Written By: Joshua Vissers
Every time the rain falls, it rinses clean the roofs, streets and gutters. The first inch of any rainfall has a higher concentration of pollutants than the rest, and has been called the ‘first flush’. Efforts to capture and filter these first-flush gallons help to keep rivers and lakes cleaner. Grand Rapids has no small amount of first-flush fluid, either.
“Just some basic calculations gave us 10 billion gallons a year,” said Carrie Rivette, the Wastewater and Stormwater Maintenance Superintendent for the City of Grand Rapids.
The newly approved Green Infrastructure Portfolio Standard (GIPS), the first of its kind in the country, is a plan to measure additional green infrastructure the City of Grand Rapids will construct and count toward the goal of 1 percent more stormwater infiltrated through green infrastructure every five years. That amounts to 100 million more gallons soaking into the ground through permeable pavement, bioswales and capture tanks rather than being washed into the Grand River, keeping pollutants from the yards and streets of Grand Rapids from entering the watershed. GIPS also establishes the goal of treating an additional 25 million gallons of rainwater runoff every 5 years in the form of filtering infrastructure.
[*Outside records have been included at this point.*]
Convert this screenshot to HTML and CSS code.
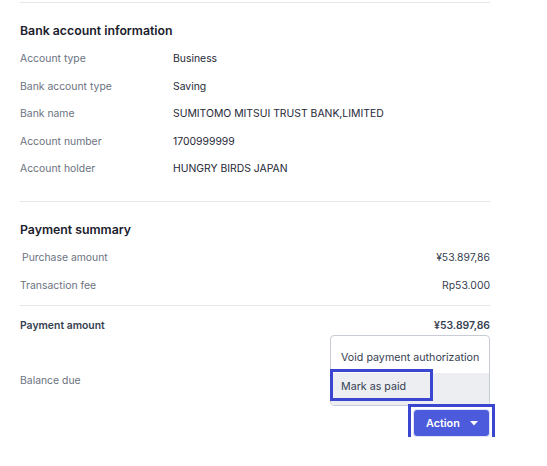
FILE: index.html
```html
<!DOCTYPE html>
<html lang="en">
<head>
<meta charset="utf-8">
<title>Payment details</title>
<link rel="stylesheet" href="styles.css">
</head>
<body>
<div class="page">
  <div class="rule rule-top"></div>
  <section class="sec sec-bank">
    <h2 class="sec-title">Bank account information</h2>
    <div class="kv">
      <div class="kv-row"><span class="kv-label">Account type</span><span class="kv-value">Business</span></div>
      <div class="kv-row"><span class="kv-label">Bank account type</span><span class="kv-value">Saving</span></div>
      <div class="kv-row"><span class="kv-label">Bank name</span><span class="kv-value">SUMITOMO MITSUI TRUST BANK,LIMITED</span></div>
      <div class="kv-row"><span class="kv-label">Account number</span><span class="kv-value">1700999999</span></div>
      <div class="kv-row"><span class="kv-label">Account holder</span><span class="kv-value">HUNGRY BIRDS JAPAN</span></div>
    </div>
  </section>
  <div class="rule"></div>
  <section class="sec sec-summary">
    <h2 class="sec-title">Payment summary</h2>
    <div class="sum-row sum-indent"><span class="sum-label">Purchase amount</span><span class="sum-value">¥53.897,86</span></div>
    <div class="sum-row"><span class="sum-label">Transaction fee</span><span class="sum-value">Rp53.000</span></div>
  </section>
  <div class="rule rule-summary"></div>
  <div class="sum-row sum-total"><span class="sum-label">Payment amount</span><span class="sum-value">¥53.897,86</span></div>
  <div class="sum-row sum-balance"><span class="sum-label">Balance due</span><span class="sum-value"></span></div>
  <div class="actions">
    <div class="action-wrap">
      <div class="menu">
        <div class="menu-item">Void payment authorization</div>
        <div class="menu-item menu-item-active">Mark as paid<span class="mark mark-item"></span></div>
      </div>
      <button class="btn-action" type="button">Action
        <svg class="caret" width="8" height="5" viewBox="0 0 8 5"><path d="M0 0h8L4 4.5z" fill="#fff"/></svg>
      </button>
      <span class="mark mark-btn"></span>
    </div>
  </div>
</div>
</body>
</html>
```

FILE: styles.css
```css
* { box-sizing: border-box; }
html, body { margin: 0; padding: 0; background: #fff; }
body {
  font-family: Inter, "Noto Sans", "Liberation Sans", sans-serif;
  color: #1f2937;
}
.page {
  width: 470px;
  margin-left: 20px;
}
.rule {
  height: 1px;
  background: #e5e7eb;
}
.rule-top { margin-top: 2px; }
.sec-bank { padding: 18px 0 18.5px; }
.sec-summary { padding: 18px 0 6px; }
.sec-title {
  margin: 0 0 4px;
  height: 20px;
  line-height: 20px;
  font-size: 12.3px;
  font-weight: 600;
  color: #1a202c;
}
.sec-summary .sec-title { margin-bottom: 3px; }
.kv-row {
  display: flex;
  height: 27.5px;
  align-items: center;
  font-size: 10.4px;
}
.kv-label {
  width: 153px;
  color: #6b7280;
}
.kv-value { color: #1f2937; }
.sum-row {
  display: flex;
  justify-content: space-between;
  align-items: center;
  height: 28px;
  font-size: 10.4px;
}
.sum-indent .sum-label { padding-left: 2px; }
.sum-label { color: #6b7280; }
.sum-value { color: #374151; }
.sum-total { margin-top: 5px; }
.sum-total .sum-label, .sum-total .sum-value {
  font-weight: 600;
  color: #374151;
}
.sum-balance { margin-top: 27px; }
.actions {
  display: flex;
  justify-content: flex-end;
  margin-top: 15px;
}
.action-wrap { position: relative; }
.btn-action {
  display: flex;
  align-items: center;
  gap: 10px;
  width: 77px;
  height: 28px;
  padding: 0 0 0 12px;
  border: 1px solid #dfe3fb;
  border-radius: 4px;
  background: #4b5bdc;
  color: #fff;
  font-family: inherit;
  font-size: 10.8px;
  font-weight: 600;
}
.caret { display: block; }
.mark {
  position: absolute;
  border: 3px solid #3a45d0;
  pointer-events: none;
}
.mark-btn {
  left: -5px; top: -5px; right: -5px; bottom: -5px;
}
.menu {
  position: absolute;
  right: 0;
  bottom: calc(100% + 3px);
  width: 160px;
  padding-top: 5px;
  border: 1px solid #c8cdd5;
  border-radius: 4px;
  background: #fff;
}
.menu-item {
  position: relative;
  height: 32px;
  line-height: 34px;
  padding-left: 10px;
  font-size: 10.7px;
  color: #374151;
  white-space: nowrap;
}
.menu-item-active {
  background: #eceef2;
  line-height: 27px;
  border-radius: 0 0 3px 3px;
}
.mark-item {
  left: -1px;
  top: -4px;
  width: 103px;
  height: 32px;
}
```
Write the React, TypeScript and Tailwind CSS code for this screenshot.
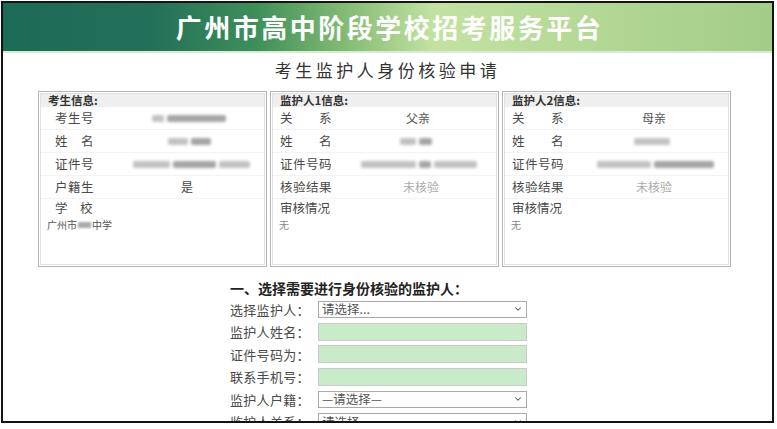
import React from "react";
import { ChevronDown } from "lucide-react";

const font = { fontFamily: '"Noto Sans CJK SC", "Noto Sans", sans-serif' };

function Blur({ w, segs }: { w: number; segs?: number[] }) {
  const s = segs ?? [1];
  return (
    <div className="flex items-center justify-center gap-[3px] blur-[1.5px]" style={{ width: w }}>
      {s.map((f, i) => (
        <div key={i} className="h-[7px] bg-[#8f8f8f] rounded-[2px]" style={{ width: Math.round(w * f), opacity: 0.55 + (i % 2) * 0.25 }} />
      ))}
    </div>
  );
}

function Row({ label, children, labelPad, valueCenter }: { label: string; children?: React.ReactNode; labelPad: number; valueCenter: number }) {
  return (
    <div className="flex items-center h-[23px] border-b border-[#f3f3f3] relative">
      <div className="text-[12.5px] leading-none text-[#4a4a4a] whitespace-pre tracking-[0.5px]" style={{ paddingLeft: labelPad }}>
        {label}
      </div>
      <div className="absolute top-0 h-full flex items-center justify-center" style={{ left: valueCenter - 80, width: 160 }}>
        {children}
      </div>
    </div>
  );
}

function Panel({ title, children }: { title: string; children: React.ReactNode }) {
  return (
    <div className="w-[229px] h-[176px] border border-[#b4b4b4] p-[1px] bg-white">
      <div className="h-full border border-[#e2e2e2]">
        <div className="h-[13px] bg-[#efefef] flex items-center pl-[7px] text-[11.5px] font-bold text-[#333] leading-none">{title}</div>
        {children}
      </div>
    </div>
  );
}

function FormRow({ label, kind, placeholder }: { label: string; kind: "select" | "input"; placeholder?: string }) {
  return (
    <div className="flex items-center h-[22.5px]">
      <div className="w-[88px] text-[13px] leading-none text-[#4a4a4a] tracking-[0.3px]">{label}</div>
      {kind === "select" ? (
        <div className="w-[209px] h-[17px] border border-[#aaa] bg-white flex items-center justify-between pl-[3px] pr-[3px]">
          <span className="text-[12.5px] text-[#555] leading-none">{placeholder}</span>
          <ChevronDown size={10} strokeWidth={2.5} className="text-[#555]" />
        </div>
      ) : (
        <div className="w-[209px] h-[18px] border border-[#c9c9c9] bg-[#c9ebc9]" />
      )}
    </div>
  );
}

export default function App() {
  return (
    <div className="w-[777px] h-[429px] bg-white overflow-hidden" style={font}>
      <div className="ml-[1px] mt-[1px] w-[773px] h-[422px] border-2 border-[#141414] overflow-hidden">
        <div
          className="h-[50px] flex items-center justify-center border-b-2 border-[#d9ecd0]"
          style={{ background: "linear-gradient(90deg, #1c6b57 0%, #24715a 20%, #3f8f5a 33%, #86bd74 45%, #c3e2a2 56%, #b7da98 72%, #a3cc88 100%)" }}
        >
          <div className="text-white text-[26px] font-bold tracking-[2.5px] leading-none ml-[4px]">广州市高中阶段学校招考服务平台</div>
        </div>
        <div className="text-center text-[17px] text-[#333] tracking-[3.5px] mt-[4px] h-[25px] leading-[25px]">考生监护人身份核验申请</div>
        <div className="flex gap-[3px] pl-[35px] mt-[9px]">
          <Panel title="考生信息:">
            <Row label="考生号" labelPad={14} valueCenter={148}>
              <Blur w={78} segs={[0.15, 0.75]} />
            </Row>
            <Row label="姓　名" labelPad={14} valueCenter={148}>
              <Blur w={44} segs={[0.45, 0.45]} />
            </Row>
            <Row label="证件号" labelPad={14} valueCenter={150}>
              <Blur w={124} segs={[0.3, 0.35, 0.25]} />
            </Row>
            <Row label="户籍生" labelPad={14} valueCenter={146}>
              <span className="text-[12px] text-[#444]">是</span>
            </Row>
            <div className="h-[17px] mt-[1px] flex items-center pl-[14px] text-[12.5px] leading-none text-[#4a4a4a]">学　校</div>
            <div className="pl-[6px] text-[10px] text-[#555] flex items-center leading-none h-[15px]">
              广州市<span className="inline-block w-[13px] h-[6px] bg-[#aaa] blur-[1px] mx-[1px]" />中学
            </div>
          </Panel>
          <Panel title="监护人1信息:">
            <Row label="关　　系" labelPad={7} valueCenter={145}>
              <span className="text-[12px] text-[#555]">父亲</span>
            </Row>
            <Row label="姓　　名" labelPad={7} valueCenter={143}>
              <Blur w={32} segs={[0.5, 0.4]} />
            </Row>
            <Row label="证件号码" labelPad={7} valueCenter={146}>
              <Blur w={122} segs={[0.45, 0.1, 0.35]} />
            </Row>
            <Row label="核验结果" labelPad={7} valueCenter={148}>
              <span className="text-[12px] text-[#aaa]">未核验</span>
            </Row>
            <div className="h-[17px] mt-[1px] flex items-center pl-[7px] text-[12.5px] leading-none text-[#4a4a4a]">审核情况</div>
            <div className="pl-[6px] text-[10px] text-[#888] leading-none h-[15px] flex items-center">无</div>
          </Panel>
          <Panel title="监护人2信息:">
            <Row label="关　　系" labelPad={7} valueCenter={149}>
              <span className="text-[12px] text-[#555]">母亲</span>
            </Row>
            <Row label="姓　　名" labelPad={7} valueCenter={147}>
              <Blur w={40} segs={[0.9]} />
            </Row>
            <Row label="证件号码" labelPad={7} valueCenter={150}>
              <Blur w={120} segs={[0.45, 0.5]} />
            </Row>
            <Row label="核验结果" labelPad={7} valueCenter={149}>
              <span className="text-[12px] text-[#aaa]">未核验</span>
            </Row>
            <div className="h-[17px] mt-[1px] flex items-center pl-[7px] text-[12.5px] leading-none text-[#4a4a4a]">审核情况</div>
            <div className="pl-[6px] text-[10px] text-[#888] leading-none h-[15px] flex items-center">无</div>
          </Panel>
        </div>
        <div className="pl-[227px] mt-[12px]">
          <div className="text-[14px] font-bold text-[#222] leading-[18px] h-[19px]">一、选择需要进行身份核验的监护人：</div>
          <FormRow label="选择监护人：" kind="select" placeholder="请选择..." />
          <FormRow label="监护人姓名：" kind="input" />
          <FormRow label="证件号码为：" kind="input" />
          <FormRow label="联系手机号：" kind="input" />
          <FormRow label="监护人户籍：" kind="select" placeholder="—请选择—" />
          <FormRow label="监护人关系：" kind="select" placeholder="请选择" />
        </div>
      </div>
    </div>
  );
}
These benchmarks, in order to keep them reasonably attainable, were established based on the projects the City of Grand Rapids has already completed in 2015, the first year of Vital Streets work. Vital Streets is a Grand Rapids initiative to improve the safety and usability of Grand Rapids streets through continued renovation, and includes standards for including green infrastructure like bioswales, tree canopy and permeable pavement.
“Between the investments we’ve already got dedicated to Vital Streets and the investment that we’ve got dedicated to stormwater, this should be a goal we can reach,” Rivette said.
Other projects will count toward GIPS standards include underground catch basins like those under Joe Taylor Park and Mary Waters Park. Mary Waters Park alone can hold 720,000 gallons of water until it can soak into the ground through the basin’s stone bottom. Over the course of a year, that amounts to an estimated 11.3 million gallons of first-flush water saved from entering the Grand River.
The City of Grand Rapids’ Environmental Services Department is already getting prepared to meet the next benchmark. They have a third-party study completed about where the next major project could be constructed.
“Areas that are at the bottom of a hill, collect a lot of stormwater, have the proper soils, are publicly owned, so we have a list of probably seven or eight projects and then we’ll see how they line up with other capital improvement projects,” Rivette said.